Why it matters: Mattresses are large, multi-material products that are expensive and labor-intensive to disassemble (requiring manual separation of steel, foam, fabric, and wood), so recycling costs $15-$30 per unit while landfill tipping fees are often under $10, so mattress recyclers cannot operate profitably without EPR subsidies or landfill bans, so in the 47 states without funded mattress recycling programs, nearly all discarded mattresses go to landfill, so landfills lose 23+ cubic feet of capacity per mattress — with 18-20 million units per year consuming millions of cubic yards of increasingly scarce landfill space.
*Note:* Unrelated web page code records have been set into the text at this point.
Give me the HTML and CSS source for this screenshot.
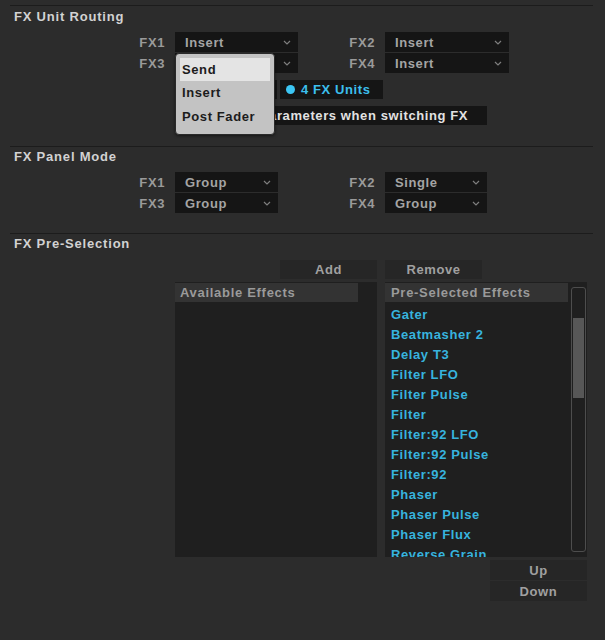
FILE: index.html
```html
<!DOCTYPE html>
<html>
<head>
<meta charset="utf-8">
<link rel="stylesheet" href="styles.css">
</head>
<body>
<div class="panel">
  <section class="sec sec-first">
    <h2 class="title">FX Unit Routing</h2>
    <div class="grid grid-routing">
      <span class="lbl">FX1</span>
      <div class="dd"><span>Insert</span><svg class="chev" width="8" height="5" viewBox="0 0 8 5"><polyline points="1,1 4,4 7,1"/></svg></div>
      <span class="lbl">FX2</span>
      <div class="dd"><span>Insert</span><svg class="chev" width="8" height="5" viewBox="0 0 8 5"><polyline points="1,1 4,4 7,1"/></svg></div>
      <span class="lbl">FX3</span>
      <div class="dd"><span>Insert</span><svg class="chev" width="8" height="5" viewBox="0 0 8 5"><polyline points="1,1 4,4 7,1"/></svg></div>
      <span class="lbl">FX4</span>
      <div class="dd"><span>Insert</span><svg class="chev" width="8" height="5" viewBox="0 0 8 5"><polyline points="1,1 4,4 7,1"/></svg></div>
    </div>
    <div class="units">
      <div class="unit-btn unit-two">2 FX Units</div>
      <div class="unit-btn unit-four"><span class="dot"></span>4 FX Units</div>
    </div>
    <div class="check-row">
      <div class="check"><span class="box"></span>Restore Parameters when switching FX</div>
    </div>
    <div class="menu">
      <div class="menu-item selected">Send</div>
      <div class="menu-item">Insert</div>
      <div class="menu-item">Post Fader</div>
    </div>
  </section>

  <section class="sec">
    <h2 class="title">FX Panel Mode</h2>
    <div class="grid grid-mode">
      <span class="lbl">FX1</span>
      <div class="dd"><span>Group</span><svg class="chev" width="8" height="5" viewBox="0 0 8 5"><polyline points="1,1 4,4 7,1"/></svg></div>
      <span class="lbl">FX2</span>
      <div class="dd"><span>Single</span><svg class="chev" width="8" height="5" viewBox="0 0 8 5"><polyline points="1,1 4,4 7,1"/></svg></div>
      <span class="lbl">FX3</span>
      <div class="dd"><span>Group</span><svg class="chev" width="8" height="5" viewBox="0 0 8 5"><polyline points="1,1 4,4 7,1"/></svg></div>
      <span class="lbl">FX4</span>
      <div class="dd"><span>Group</span><svg class="chev" width="8" height="5" viewBox="0 0 8 5"><polyline points="1,1 4,4 7,1"/></svg></div>
    </div>
  </section>

  <section class="sec sec-last">
    <h2 class="title">FX Pre-Selection</h2>
    <div class="presel">
      <div class="col col-left">
        <div class="btn btn-add">Add</div>
        <div class="list">
          <div class="list-main">
            <div class="list-head">Available Effects</div>
          </div>
          <div class="list-side"></div>
        </div>
      </div>
      <div class="col col-right">
        <div class="btn btn-remove">Remove</div>
        <div class="list">
          <div class="list-main">
            <div class="list-head">Pre-Selected Effects</div>
            <div class="items">
              <div class="item">Gater</div>
              <div class="item">Beatmasher 2</div>
              <div class="item">Delay T3</div>
              <div class="item">Filter LFO</div>
              <div class="item">Filter Pulse</div>
              <div class="item">Filter</div>
              <div class="item">Filter:92 LFO</div>
              <div class="item">Filter:92 Pulse</div>
              <div class="item">Filter:92</div>
              <div class="item">Phaser</div>
              <div class="item">Phaser Pulse</div>
              <div class="item">Phaser Flux</div>
              <div class="item">Reverse Grain</div>
            </div>
          </div>
          <div class="list-side">
            <div class="scroll"><div class="thumb"></div></div>
          </div>
        </div>
        <div class="updown">
          <div class="btn">Up</div>
          <div class="btn">Down</div>
        </div>
      </div>
    </div>
  </section>
</div>
</body>
</html>
```

FILE: styles.css
```css
html, body {
  margin: 0;
  padding: 0;
}
body {
  background: #2c2c2c;
  width: 605px;
  height: 640px;
  overflow: hidden;
  font-family: "Liberation Sans", Arial, sans-serif;
  font-weight: bold;
  font-size: 13px;
  letter-spacing: 0.6px;
  color: #a0a0a0;
}
.panel {
  padding: 5px 12px 0 10px;
}
.sec {
  position: relative;
  border-top: 1px solid #1c1c1c;
  padding-top: 2px;
  padding-bottom: 20px;
}
.sec-first {
  padding-top: 3px;
  padding-bottom: 21px;
}
.sec-last {
  padding-bottom: 0;
}
.title {
  margin: 0;
  padding-left: 4px;
  font-size: 13px;
  line-height: 16px;
  letter-spacing: 0.8px;
  color: #d2d2d2;
  font-weight: bold;
}
.grid {
  display: grid;
  grid-auto-rows: 20px;
  row-gap: 1px;
  margin-top: 7px;
}
.grid-routing {
  grid-template-columns: 165px 123px 87px 124px;
}
.grid-mode {
  grid-template-columns: 165px 103px 107px 102px;
}
.lbl {
  text-align: right;
  padding-right: 10px;
  line-height: 21px;
  color: #9a9a9a;
}
.dd {
  background: #151515;
  display: flex;
  align-items: center;
  justify-content: space-between;
  padding: 0 7px 0 10px;
  color: #a4a4a4;
}
.dd span {
  line-height: 20px;
  padding-top: 1px;
}
.chev {
  display: block;
}
.chev polyline {
  fill: none;
  stroke: #7e7e7e;
  stroke-width: 1.2;
}
.units {
  display: flex;
  gap: 3px;
  margin: 7px 0 0 165px;
}
.unit-btn {
  height: 19px;
  line-height: 19px;
  background: #151515;
  display: flex;
  align-items: center;
}
.unit-two {
  width: 102px;
  padding-left: 10px;
  box-sizing: border-box;
  color: #a4a4a4;
}
.unit-four {
  width: 103px;
  padding-left: 6px;
  box-sizing: border-box;
  color: #3cbfee;
}
.dot {
  width: 9px;
  height: 9px;
  border-radius: 50%;
  background: #3cc6f4;
  margin-right: 6px;
}
.check-row {
  margin: 7px 0 0 165px;
}
.check {
  width: 312px;
  height: 19px;
  line-height: 19px;
  background: #151515;
  display: flex;
  align-items: center;
  color: #e2e2e2;
  padding-left: 8px;
  box-sizing: border-box;
}
.box {
  width: 11px;
  height: 11px;
  border: 1px solid #666;
  box-sizing: border-box;
  margin-right: 9px;
}
.menu {
  position: absolute;
  left: 165px;
  top: 47px;
  width: 100px;
  height: 82px;
  box-sizing: border-box;
  background: #c3c3c3;
  border: 1px solid #2a2a2a;
  border-radius: 4px;
  padding: 4px 4px 0;
  box-shadow: 0 1px 3px rgba(0, 0, 0, 0.5);
}
.menu-item {
  height: 24px;
  line-height: 24px;
  padding-left: 2px;
  color: #1c1c1c;
}
.menu-item.selected {
  height: 23px;
  line-height: 23px;
  background: #e4e4e4;
}
.presel {
  display: grid;
  grid-template-columns: 202px 202px;
  column-gap: 8px;
  margin: 8px 0 0 165px;
}
.col {
  display: flex;
  flex-direction: column;
}
.col-left {
  align-items: flex-end;
}
.col-right {
  align-items: flex-start;
}
.btn {
  width: 97px;
  height: 19px;
  line-height: 20px;
  background: #262626;
  text-align: center;
  color: #a0a0a0;
}
.list {
  align-self: stretch;
  margin-top: 3px;
  height: 275px;
  background: #1f1f1f;
  display: flex;
  overflow: hidden;
}
.list-main {
  flex: 1;
  padding-top: 1px;
  overflow: hidden;
}
.list-side {
  width: 19px;
}
.list-head {
  height: 19px;
  line-height: 20px;
  background: #333333;
  padding-left: 6px;
  color: #9a9a9a;
  letter-spacing: 0.7px;
}
.col-left .list-head {
  padding-left: 5px;
}
.items {
  padding-top: 3px;
}
.item {
  height: 20px;
  line-height: 20px;
  padding-left: 6px;
  color: #37b3de;
}
.scroll {
  margin: 5px 1px 0 3px;
  height: 265px;
  box-sizing: border-box;
  border: 1px solid #4d4d4d;
  border-radius: 3px;
  padding: 30px 1px 0;
}
.thumb {
  height: 80px;
  background: #575757;
}
.updown {
  align-self: flex-end;
  margin-top: 3px;
  display: flex;
  flex-direction: column;
  gap: 1px;
}
.updown .btn {
  height: 20px;
  line-height: 21px;
}
```
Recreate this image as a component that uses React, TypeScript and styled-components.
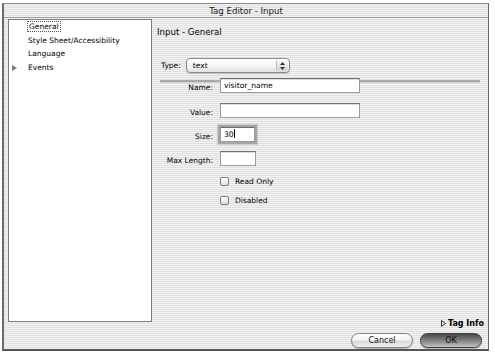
import styled, { createGlobalStyle } from "styled-components";

const GlobalStyle = createGlobalStyle`
  html, body {
    margin: 0;
    padding: 0;
    background: #ffffff;
  }
  body {
    font-family: "DejaVu Sans", "Liberation Sans", sans-serif;
    color: #000;
  }
`;

const stripes = `repeating-linear-gradient(
  to bottom,
  #f3f3f3 0px,
  #f3f3f3 1px,
  #e0e0e0 1px,
  #e0e0e0 2px
)`;

const WindowEl = styled.div`
  margin: 3px 0 0 2px;
  width: 487px;
  height: 348px;
  box-sizing: border-box;
  border-top: 1px solid #8a8a8a;
  border-left: 2px solid #6a6a6a;
  border-right: 1px solid #6a6a6a;
  border-bottom: 2px solid #555;
  background: ${stripes};
  display: flex;
  flex-direction: column;
`;

const TitleBar = styled.div`
  height: 13px;
  border-bottom: 1px solid #9c9c9c;
  display: flex;
  align-items: center;
  justify-content: center;
  font-size: 8.6px;
  color: #1a1a1a;
`;

const Body = styled.div`
  flex: 1;
  display: flex;
  min-height: 0;
`;

const Sidebar = styled.ul`
  list-style: none;
  margin: 1px 0 0 4px;
  padding: 0;
  width: 144px;
  height: 303px;
  box-sizing: border-box;
  background: #fff;
  border: 1px solid #7c7c7c;
  flex-shrink: 0;
`;

const SideItem = styled.li<{ $arrow?: boolean }>`
  position: relative;
  height: 13.5px;
  line-height: 13.5px;
  padding-left: 19px;
  font-size: 7.5px;
  white-space: nowrap;
  &::before {
    content: "";
    display: ${(p) => (p.$arrow ? "block" : "none")};
    position: absolute;
    left: 3px;
    top: 4px;
    border-left: 5px solid #7a7a7a;
    border-top: 3px solid transparent;
    border-bottom: 3px solid transparent;
  }
`;

const Focused = styled.span`
  outline: 1px dotted #555;
  outline-offset: 0px;
  padding: 0 1px;
`;

const Main = styled.div`
  flex: 1;
  display: flex;
  flex-direction: column;
  padding: 9px 3px 2px 0;
`;

const Heading = styled.div`
  font-size: 8.6px;
  padding-left: 5px;
  height: 11px;
  line-height: 11px;
`;

const TypeRow = styled.div`
  display: flex;
  align-items: center;
  gap: 5px;
  margin: 20px 0 0 9px;
  font-size: 7.5px;
`;

const Select = styled.div`
  width: 104px;
  height: 15px;
  box-sizing: border-box;
  border: 1px solid #8a8a8a;
  border-radius: 4px;
  background: linear-gradient(to bottom, #ffffff, #f2f2f2 60%, #e2e2e2);
  display: flex;
  align-items: center;
  padding-left: 6px;
  box-shadow: 0 1px 1px rgba(0, 0, 0, 0.15);
`;

const SelectText = styled.span`
  flex: 1;
`;

const Stepper = styled.span`
  width: 11px;
  height: 11px;
  margin-right: 1px;
  border-radius: 2px;
  border-left: 1px solid #bdbdbd;
  background: linear-gradient(to bottom, #fafafa, #d4d4d4);
  display: flex;
  align-items: center;
  justify-content: center;
`;

const Fields = styled.div`
  display: flex;
  flex-direction: column;
  margin-top: 5px;
`;

const FieldRow = styled.div<{ $rule?: boolean; $gap: number }>`
  position: relative;
  display: flex;
  align-items: center;
  gap: 7px;
  margin-bottom: ${(p) => p.$gap}px;
  &::before {
    content: "";
    display: ${(p) => (p.$rule ? "block" : "none")};
    position: absolute;
    left: 8px;
    right: 5px;
    top: 2px;
    height: 2px;
    background: #a9a9a9;
    border-bottom: 1px solid #d0d0d0;
  }
`;

const Label = styled.label`
  position: relative;
  width: 61px;
  text-align: right;
  font-size: 7.5px;
  padding-top: 3px;
`;

const TextInput = styled.div<{ $w: number; $focus?: boolean }>`
  position: relative;
  width: ${(p) => p.$w}px;
  height: 15px;
  box-sizing: border-box;
  background: #fff;
  border: 1px solid #9a9a9a;
  border-top-color: #6e6e6e;
  font-size: 7.6px;
  line-height: 13px;
  padding-left: 3px;
  box-shadow: ${(p) =>
    p.$focus ? "0 0 0 2px #a6a6a6, 0 0 1px 3px #cfcfcf" : "inset 0 1px 0 #dcdcdc"};
`;

const Caret = styled.span`
  display: inline-block;
  width: 1px;
  height: 9px;
  background: #000;
  vertical-align: -1px;
`;

const CheckRow = styled.div<{ $gap: number }>`
  display: flex;
  align-items: center;
  gap: 6px;
  margin-left: 68px;
  margin-bottom: ${(p) => p.$gap}px;
  font-size: 7.5px;
`;

const CheckBox = styled.span`
  width: 9px;
  height: 9px;
  box-sizing: border-box;
  border: 1px solid #7e7e7e;
  border-radius: 2px;
  background: linear-gradient(to bottom, #ffffff, #dcdcdc);
`;

const TagInfo = styled.div`
  margin-top: auto;
  align-self: flex-end;
  display: flex;
  align-items: center;
  gap: 2px;
  font-size: 8px;
  font-weight: bold;
  padding-right: 1px;
`;

const Footer = styled.div`
  height: 19px;
  display: flex;
  justify-content: flex-end;
  align-items: flex-start;
  gap: 7px;
  padding: 3px 6px 0 0;
  box-sizing: border-box;
`;

const Button = styled.div<{ $primary?: boolean }>`
  width: 62px;
  height: 15px;
  box-sizing: border-box;
  border-radius: 8px;
  border: 1px solid ${(p) => (p.$primary ? "#3e3e3e" : "#808080")};
  background: ${(p) =>
    p.$primary
      ? "linear-gradient(to bottom, #4a4a4a 0%, #6f6f6f 35%, #9a9a9a 70%, #c4c4c4 100%)"
      : "linear-gradient(to bottom, #ffffff 0%, #f4f4f4 45%, #dadada 55%, #f0f0f0 100%)"};
  box-shadow: 0 1px 1px rgba(0, 0, 0, 0.25);
  display: flex;
  align-items: center;
  justify-content: center;
  font-size: 8px;
  color: #111;
`;

export default function App() {
  return (
    <>
      <GlobalStyle />
      <WindowEl>
        <TitleBar>Tag Editor - Input</TitleBar>
        <Body>
          <Sidebar>
            <SideItem>
              <Focused>General</Focused>
            </SideItem>
            <SideItem>Style Sheet/Accessibility</SideItem>
            <SideItem>Language</SideItem>
            <SideItem $arrow>Events</SideItem>
          </Sidebar>
          <Main>
            <Heading>Input - General</Heading>
            <TypeRow>
              <span>Type:</span>
              <Select>
                <SelectText>text</SelectText>
                <Stepper>
                  <svg width="5" height="8" viewBox="0 0 5 8">
                    <path d="M2.5 0 L5 3 L0 3 Z M2.5 8 L5 5 L0 5 Z" fill="#333" />
                  </svg>
                </Stepper>
              </Select>
            </TypeRow>
            <Fields>
              <FieldRow $rule $gap={10}>
                <Label>Name:</Label>
                <TextInput $w={140}>visitor_name</TextInput>
              </FieldRow>
              <FieldRow $gap={9}>
                <Label>Value:</Label>
                <TextInput $w={140} />
              </FieldRow>
              <FieldRow $gap={9}>
                <Label>Size:</Label>
                <TextInput $w={35} $focus>
                  30
                  <Caret />
                </TextInput>
              </FieldRow>
              <FieldRow $gap={11}>
                <Label>Max Length:</Label>
                <TextInput $w={36} />
              </FieldRow>
              <CheckRow $gap={10}>
                <CheckBox />
                <span>Read Only</span>
              </CheckRow>
              <CheckRow $gap={0}>
                <CheckBox />
                <span>Disabled</span>
              </CheckRow>
            </Fields>
            <TagInfo>
              <svg width="5" height="7" viewBox="0 0 5 7">
                <path d="M0.5 0.5 L4.5 3.5 L0.5 6.5 Z" fill="none" stroke="#222" strokeWidth="0.9" />
              </svg>
              <span>Tag Info</span>
            </TagInfo>
          </Main>
        </Body>
        <Footer>
          <Button>Cancel</Button>
          <Button $primary>OK</Button>
        </Footer>
      </WindowEl>
    </>
  );
}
The structural root cause is that mattresses are designed with no consideration for end-of-life disassembly (glued multi-material construction), only 3 of 50 U.S. states have enacted mattress EPR laws (creating an unfunded mandate in states like Massachusetts that banned landfilling without funding recycling), and the mattress industry — dominated by brands like Tempur-Sealy, Serta-Simmons, and Sleep Number — has lobbied against EPR expansion in states like New York and Illinois.
Evidence
Americans discard approximately 50,000 mattresses per day, totaling 18-20 million per year, with less than 5% recycled (Sharetown, 2025). Each mattress takes 80-120 years to decompose in landfill. Massachusetts implemented a mattress landfill ban in 2022 but has no funded statewide recycling program; the state discards approximately 600,000 mattresses per year, with 200,000 from residential sources (Waste Dive). Connecticut's Mattress Recycling Council collected 212,789 mattresses in the 2024-2025 fiscal year, recovering 3,643 tons of steel, foam, fiber, and wood — demonstrating that recycling is technically feasible when funded. California, Connecticut, and Rhode Island are the only three states with operational EPR-funded mattress recycling programs.